Five minutes with Iain McInnes on the future of RA

Rheumatoid arthritis

3 May 2016

What does the future of rheumatoid arthritis look like? What needs to happen to progress therapies beyond where we currently are?  Nicola Garrett caught up with international expert Professor Iain McInnes to find out more.

 

Progress has been good but we’re not there yet

Speaking to the limbic on the future targets in RA, Professor McInnes said there had been a lot of progress with therapies to treat rheumatoid arthritis over the past 15 years.

The advent of small molecule inhibitors and biologics, together with changes in the way medicines are used, have remarkably altered the outcomes for a large number of people with RA, he said.

“Because we came from such a dark place – it was such a poorly treated and poorly managed disease 15 to 20 years ago – there is a high level of satisfaction with progress; however this doesn’t mean there’s not more to be done.”

While current therapies are effective for a significant number of people living with RA they are not a cure, Professor McInnes explains.

Then there are those patients who are doing okay, but are not able to function to their full potential.

According to Professor McInnes there are two things that need to happen to address these issues.

“We need to look at different strategies of care to establish whether existing medicines can be used more effectively,” he said.

“But there is also a need to understand the disease better and use that new knowledge to create new medicines to add to what we currently have.”

 

A partnership with industry and science

However this brings up the issue of who will develop these new drugs, given that there are a lot of drugs already in the rheumatology sector.

Understandably, Professor McInnes says, drug developers will need to ask some key questions, such as what opportunities any new medicine will provide to further improve quality of life, expedite and maintain remission or edge closer to that elusive cure.

“I empathise with that view to a large extent so the impetus is on investigators to really try and understand what is driving residual disease activity, why is it that they are not in remission and why is it that those people even if they get to remission are not cured,” he said.

“If we understand that we can go back to the pharmaceutical industry with new targets and new pathways.”

TNF blocking biologics really changed the field because people looked at TNF and its role in disease.

“They understood where it sat in the disease structure and that if we blocked it, the disease might reduce in its activity…and that’s how it turned out,” he said.

Since then there’s been a lot of work done in trying to find those pathways that really do drive the pathology and therefore clinical presentation.

But, says Professor McInnes, there is a need to be efficient as we don’t have unlimited resources.

One way to increase efficiency is to use the power of modern cellular molecular biology to understand the pathogenesis and then use that knowledge.

“In a way it’s making a roadmap of the disease and really it’s like sat nav – there’s probably several different routes but there’s one route that’s a lot smarter than the others,” he said.

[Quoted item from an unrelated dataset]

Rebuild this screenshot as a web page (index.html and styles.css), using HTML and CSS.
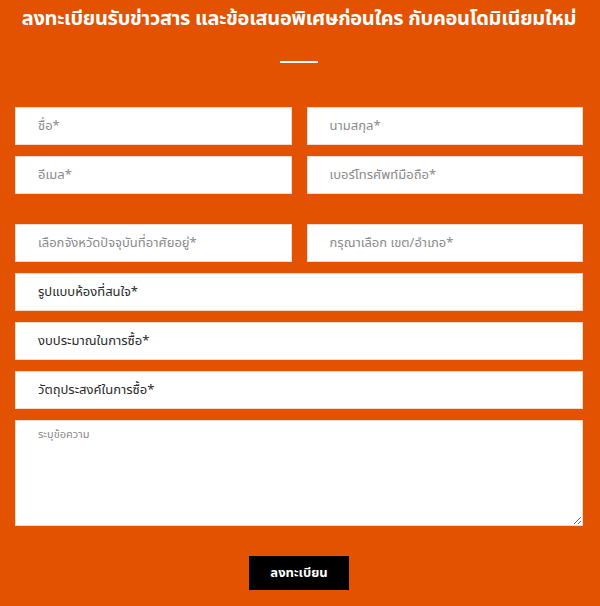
FILE: index.html
```html
<!DOCTYPE html>
<html lang="th">
<head>
    <meta charset="UTF-8">
    <meta name="viewport" content="width=device-width, initial-scale=1.0">
    <title>ลงทะเบียน</title>
    <link rel="stylesheet" href="styles.css">
</head>
<body>
    <div class="register">
        <h1 class="register-title">ลงทะเบียนรับข่าวสาร และข้อเสนอพิเศษก่อนใคร กับคอนโดมิเนียมใหม่</h1>
        <div class="divider"></div>

        <form class="register-form">
            <div class="row">
                <input type="text" class="field" placeholder="ชื่อ*">
                <input type="text" class="field" placeholder="นามสกุล*">
            </div>
            <div class="row">
                <input type="email" class="field" placeholder="อีเมล*">
                <input type="tel" class="field" placeholder="เบอร์โทรศัพท์มือถือ*">
            </div>
            <div class="row row-spaced">
                <div class="field field-select placeholder">เลือกจังหวัดปัจจุบันที่อาศัยอยู่*</div>
                <div class="field field-select placeholder">กรุณาเลือก เขต/อำเภอ*</div>
            </div>
            <div class="field field-select">รูปแบบห้องที่สนใจ*</div>
            <div class="field field-select">งบประมาณในการซื้อ*</div>
            <div class="field field-select">วัตถุประสงค์ในการซื้อ*</div>
            <textarea class="field message" placeholder="ระบุข้อความ"></textarea>
            <div class="actions">
                <button type="submit" class="submit-button">ลงทะเบียน</button>
            </div>
        </form>
    </div>
</body>
</html>
```

FILE: styles.css
```css
:root {
    --brand-color: #e35200;
    --text-color: #ffffff;
    --field-text: #2a2a2a;
    --placeholder-color: #8a8a8a;
}

body, html {
    margin: 0;
    padding: 0;
    background-color: var(--brand-color);
    font-family: 'Noto Sans Thai', 'Noto Sans', 'DejaVu Sans', sans-serif;
    color: var(--text-color);
}

.register {
    padding: 8px 17px 15px 15px;
}

.register-title {
    margin: 0;
    font-size: 20px;
    line-height: 22px;
    font-weight: bold;
    text-align: center;
    letter-spacing: -0.3px;
    white-space: nowrap;
}

.divider {
    width: 38px;
    height: 2px;
    margin: 31px auto 44px;
    background-color: var(--text-color);
}

.register-form {
    display: flex;
    flex-direction: column;
    gap: 11px;
}

.row {
    display: flex;
    gap: 15px;
}

.row .field {
    flex: 1;
    min-width: 0;
}

.row-spaced {
    margin-top: 19px;
}

.field {
    box-sizing: border-box;
    height: 38px;
    margin: 0;
    padding: 0 22px;
    border: 1px solid #f1d9cc;
    border-radius: 0;
    background-color: #ffffff;
    color: var(--field-text);
    font-family: inherit;
    font-size: 13px;
    line-height: 36px;
    outline: none;
}

.field::placeholder {
    color: var(--placeholder-color);
}

.field-select.placeholder {
    color: var(--placeholder-color);
}

.message {
    height: 106px;
    padding: 6px 22px;
    font-size: 11px;
    line-height: 16px;
    resize: vertical;
}

.actions {
    display: flex;
    justify-content: center;
    margin-top: 19px;
}

.submit-button {
    width: 100px;
    height: 34px;
    padding: 0;
    border: none;
    background-color: #000000;
    color: var(--text-color);
    font-family: inherit;
    font-size: 13px;
    font-weight: bold;
    cursor: pointer;
}
```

“That’s where pathogenesis lead interventions comes from – it’s understanding the matrix of the disease and then threading your way through that complexity to the solution.”

 

What will the new medicines look like?

New medicines could look like medicines we’ve seen before, or potentially bear no resemblance to their predecessors, says Professor McInnes.

Within the field of biologics there’s a lot of innovation going on targeting RNA species targeting the epigenome.

“When you think about that you begin to understand that probably the way in which we go after the target is part of the innovation,” he said.

“Ultimately we want medicines that are not particularly toxic but are highly effective. But that’s not a new statement, we’ve wanted that forever.”

 

Professor Iain McInnes is Director of the Institute of Infection, Immunity and Inflammation at the University of Glasgow and serves as the Muirhead Professor of Medicine, and ARUK Professor of Rheumatology.